Extract each line containing the string "that".

> **Records supplied**
begin
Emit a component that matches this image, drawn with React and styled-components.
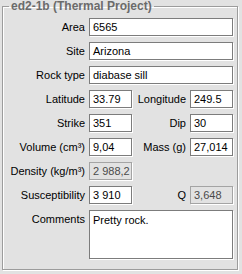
end
begin
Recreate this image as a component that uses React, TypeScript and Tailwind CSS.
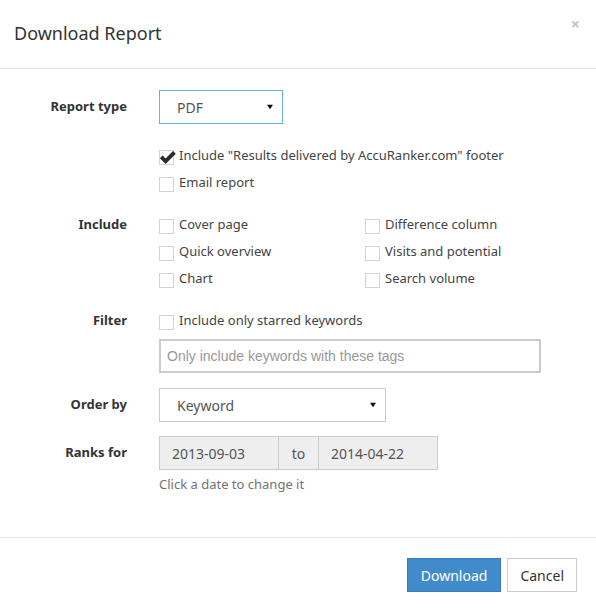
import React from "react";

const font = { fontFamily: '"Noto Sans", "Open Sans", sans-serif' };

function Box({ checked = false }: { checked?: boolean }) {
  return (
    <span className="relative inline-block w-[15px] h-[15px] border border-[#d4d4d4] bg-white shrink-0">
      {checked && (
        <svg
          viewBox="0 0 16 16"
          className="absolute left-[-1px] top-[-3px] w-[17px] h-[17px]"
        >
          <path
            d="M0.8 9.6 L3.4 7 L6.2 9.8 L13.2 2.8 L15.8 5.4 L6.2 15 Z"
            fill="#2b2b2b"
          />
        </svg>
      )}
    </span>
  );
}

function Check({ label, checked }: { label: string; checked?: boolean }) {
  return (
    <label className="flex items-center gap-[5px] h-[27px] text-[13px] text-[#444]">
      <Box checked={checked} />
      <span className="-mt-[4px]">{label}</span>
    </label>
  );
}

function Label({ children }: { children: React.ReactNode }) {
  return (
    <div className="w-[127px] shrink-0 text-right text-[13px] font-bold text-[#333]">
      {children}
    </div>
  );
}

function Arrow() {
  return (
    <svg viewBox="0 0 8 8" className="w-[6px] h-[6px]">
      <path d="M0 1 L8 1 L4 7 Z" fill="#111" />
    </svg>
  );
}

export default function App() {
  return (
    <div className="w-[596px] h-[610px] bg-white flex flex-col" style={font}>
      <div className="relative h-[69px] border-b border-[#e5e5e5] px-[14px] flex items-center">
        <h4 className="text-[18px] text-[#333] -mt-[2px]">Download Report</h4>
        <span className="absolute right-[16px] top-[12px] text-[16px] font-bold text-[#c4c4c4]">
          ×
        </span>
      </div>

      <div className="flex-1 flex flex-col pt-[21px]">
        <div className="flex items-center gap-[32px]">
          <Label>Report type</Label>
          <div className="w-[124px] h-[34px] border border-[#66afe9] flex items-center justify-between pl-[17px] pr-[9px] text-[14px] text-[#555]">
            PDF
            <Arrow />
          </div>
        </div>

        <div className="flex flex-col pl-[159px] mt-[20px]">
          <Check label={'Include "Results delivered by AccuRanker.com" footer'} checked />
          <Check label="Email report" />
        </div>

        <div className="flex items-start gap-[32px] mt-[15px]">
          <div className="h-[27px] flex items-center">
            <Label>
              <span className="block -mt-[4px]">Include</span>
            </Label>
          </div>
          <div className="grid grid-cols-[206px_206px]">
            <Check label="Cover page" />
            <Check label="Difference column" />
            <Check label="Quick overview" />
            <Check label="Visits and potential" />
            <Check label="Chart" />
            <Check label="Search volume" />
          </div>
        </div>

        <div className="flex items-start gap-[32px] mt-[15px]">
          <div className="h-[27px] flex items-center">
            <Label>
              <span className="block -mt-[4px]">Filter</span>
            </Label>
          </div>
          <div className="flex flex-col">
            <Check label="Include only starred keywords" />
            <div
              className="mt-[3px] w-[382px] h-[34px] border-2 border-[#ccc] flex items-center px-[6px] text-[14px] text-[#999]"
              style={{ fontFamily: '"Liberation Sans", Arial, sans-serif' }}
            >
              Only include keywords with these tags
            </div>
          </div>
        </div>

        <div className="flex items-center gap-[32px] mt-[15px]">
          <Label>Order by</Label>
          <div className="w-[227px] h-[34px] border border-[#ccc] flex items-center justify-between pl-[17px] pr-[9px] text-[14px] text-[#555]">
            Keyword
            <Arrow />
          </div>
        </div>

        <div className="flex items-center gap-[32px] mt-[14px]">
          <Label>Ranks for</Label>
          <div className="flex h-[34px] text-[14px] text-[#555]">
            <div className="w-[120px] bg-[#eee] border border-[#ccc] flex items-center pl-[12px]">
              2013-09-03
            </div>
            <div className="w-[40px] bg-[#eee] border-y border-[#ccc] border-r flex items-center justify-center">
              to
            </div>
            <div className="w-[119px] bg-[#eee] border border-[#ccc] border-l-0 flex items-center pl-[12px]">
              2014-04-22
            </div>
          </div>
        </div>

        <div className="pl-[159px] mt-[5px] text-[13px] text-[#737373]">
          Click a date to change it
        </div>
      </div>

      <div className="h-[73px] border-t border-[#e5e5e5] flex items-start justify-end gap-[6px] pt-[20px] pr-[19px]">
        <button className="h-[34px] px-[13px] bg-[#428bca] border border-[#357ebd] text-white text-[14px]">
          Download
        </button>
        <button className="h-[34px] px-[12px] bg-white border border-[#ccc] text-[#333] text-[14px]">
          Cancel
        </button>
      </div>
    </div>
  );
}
end
> **Solution for this exercise**
Emit a component that matches this image, drawn with React and styled-components.
Recreate this image as a component that uses React, TypeScript and Tailwind CSS.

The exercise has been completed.